Speaking afterward, Sean Bresnahan of the Thomas Ashe Society said that “post-the recent ‘Brexit’ vote in the UK and with Britain now negotiating her terms of exit from the European Union, Ireland – both north and south – faces certain upheaval over the months and years to come”.

Continuing, he described Brexit as the “dominant conversation in Irish politics, with much of that discussion centering on whether a ‘renewed’ border – despite it having never gone away – should be a ‘hard border’ or a ‘soft border’, depending on what arrangements are decided on by Britain and the rest of Europe when Brexit has been finalised”.

In Derry, Frankie Quigley of the Rising Phoenix Society said that:

for ourselves, the damage Brexit is certain to do Ireland – in particular the North – which faces acute isolation removed from Europe and on the margins of the so-called United Kingdom – demands neither a hard border or a soft border but an END to the border, with full Irish Unity to proceed in its stead.

Pat Corrigan in Fermanagh added that:

Brexit thus establishes a renewed imperative for Irish Unity and that, with continuing partition set to present major difficulties for all of Ireland, this is now a national priority and indeed THE national priority. On that basis, we propose that the Irish people be afforded their long-denied right to determine their own future, through a national referendum that brings forward an independent all-Ireland republic.

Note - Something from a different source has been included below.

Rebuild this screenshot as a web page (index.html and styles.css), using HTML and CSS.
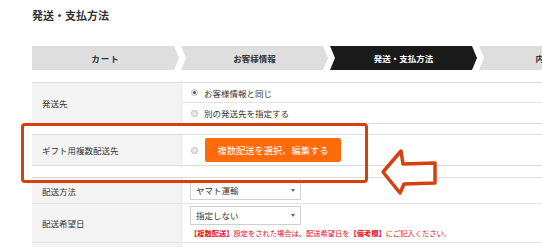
FILE: index.html
```html
<!DOCTYPE html>
<html lang="ja">
<head>
<meta charset="utf-8">
<title>発送・支払方法</title>
<link rel="stylesheet" href="styles.css">
</head>
<body>
<div class="page">
  <h1 class="title">発送・支払方法</h1>
  <ol class="steps">
    <li class="step first">カート</li>
    <li class="step">お客様情報</li>
    <li class="step current">発送・支払方法</li>
    <li class="step">内容確認</li>
  </ol>

  <div class="block ship">
    <div class="label span2">発送先</div>
    <label class="cell opt"><span class="radio checked"></span>お客様情報と同じ</label>
    <label class="cell opt"><span class="radio"></span>別の発送先を指定する</label>
  </div>

  <div class="block gift">
    <div class="label">ギフト用複数配送先</div>
    <div class="cell gift-cell"><span class="radio"></span><span class="btn">複数配送を選択、編集する</span></div>
  </div>

  <div class="block delivery">
    <div class="label row1">配送方法</div>
    <div class="cell row1 sel-cell"><div class="select">ヤマト運輸</div></div>
    <div class="label row2">配送希望日</div>
    <div class="cell row2 date-cell">
      <div class="select">指定しない</div>
      <p class="note"><b>【複数配送】</b>設定をされた場合は、配送希望日を<b>【備考欄】</b>にご記入ください。</p>
    </div>
    <div class="label row3"></div>
    <div class="cell row3"></div>
  </div>

  <div class="callout"></div>
  <svg class="arrow" width="62" height="52" viewBox="0 0 62 52">
    <polygon points="5,26 23,5 25,18 57,17 57,37 26,38 22,47" fill="#fff" stroke="#d6400e" stroke-width="3.5" stroke-linejoin="round"/>
  </svg>
</div>
</body>
</html>
```

FILE: styles.css
```css
html, body {
  margin: 0;
  overflow: hidden;
  background: #fff;
}
body {
  font-family: "Noto Sans CJK JP", "Noto Sans", sans-serif;
  color: #333;
  font-size: 8.5px;
}
.page {
  position: relative;
  padding: 8px 0 0 32px;
  width: 600px;
}
.title {
  margin: 0;
  font-size: 11px;
  font-weight: bold;
  line-height: 14px;
  height: 14px;
  color: #333;
}
.steps {
  display: flex;
  gap: 2px;
  margin: 24px 0 0;
  padding: 0;
  list-style: none;
  height: 24px;
}
.step {
  flex: none;
  width: 147px;
  height: 24px;
  background: #dedede;
  clip-path: polygon(0 0, calc(100% - 5px) 0, 100% 50%, calc(100% - 5px) 100%, 0 100%, 5px 50%);
  text-align: center;
  line-height: 24px;
  font-weight: bold;
  font-size: 8.5px;
  color: #333;
}
.step.first {
  clip-path: polygon(0 0, calc(100% - 5px) 0, 100% 50%, calc(100% - 5px) 100%, 0 100%);
  letter-spacing: 1px;
}
.step.current {
  background: #1a1a1a;
  color: #fff;
}
.block {
  display: grid;
  grid-template-columns: 150px 1fr;
  border-top: 1px solid #dcdcdc;
  border-bottom: 1px solid #dcdcdc;
}
.ship { margin-top: 12px; }
.gift { margin-top: 10px; }
.delivery { margin-top: 11px; border-bottom: none; }
.label {
  box-sizing: border-box;
  background: #f3f3f3;
  padding-left: 10px;
  display: flex;
  align-items: center;
  border-right: 1px solid #e6e6e6;
  color: #333;
}
.span2 { grid-row: span 2; }
.cell {
  box-sizing: border-box;
  padding-left: 9px;
  display: flex;
  align-items: center;
}
.opt {
  height: 20px;
  gap: 6px;
}
.opt:first-of-type { border-bottom: 1px solid #e3e3e3; }
.radio {
  box-sizing: border-box;
  width: 7px;
  height: 7px;
  border-radius: 50%;
  border: 1px solid #bdbdbd;
  background: #e9e9e9;
  flex: none;
  display: flex;
  align-items: center;
  justify-content: center;
}
.radio.checked::after {
  content: "";
  width: 3px;
  height: 3px;
  border-radius: 50%;
  background: #555;
}
.gift-cell {
  height: 30px;
  gap: 7px;
}
.btn {
  width: 136px;
  height: 24px;
  border-radius: 2px;
  background: #ff6a0a;
  color: #fff;
  font-size: 9.25px;
  line-height: 24px;
  text-align: center;
}
.row1, .row2 { border-bottom: 1px solid #e3e3e3; }
.row1 { height: 26px; }
.row2 { height: 39px; }
.row3 { height: 20px; }
.sel-cell { padding-left: 8px; }
.date-cell {
  padding: 2px 0 0 8px;
  flex-direction: column;
  align-items: flex-start;
  justify-content: flex-start;
}
.select {
  position: relative;
  box-sizing: border-box;
  width: 111px;
  height: 19px;
  border: 1px solid #cfcfcf;
  background: #fff;
  padding-left: 5px;
  line-height: 17px;
  font-size: 8.5px;
  color: #333;
}
.select::after {
  content: "";
  position: absolute;
  right: 5px;
  top: 7px;
  border-left: 2.5px solid transparent;
  border-right: 2.5px solid transparent;
  border-top: 3px solid #666;
}
.note {
  margin: 3px 0 0;
  font-size: 7.25px;
  line-height: 10px;
  color: #e8101b;
  white-space: nowrap;
}
.callout {
  position: absolute;
  left: 21px;
  top: 123px;
  width: 347px;
  height: 60px;
  box-sizing: border-box;
  border: 3.5px solid #d6400e;
  border-radius: 4px;
}
.arrow {
  position: absolute;
  left: 378px;
  top: 146px;
}
```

In conclusion, Monaghan’s Mark Campbell described such a republic, which he argued should be “socialist by design”, as:

best-placed to resolve the complex challenges thrown up by Brexit, affording all of the Irish people – both north and south – an opportunity to build a better future, for each of their number, in an Ireland that affords the necessary stability demanded by these uncertain times.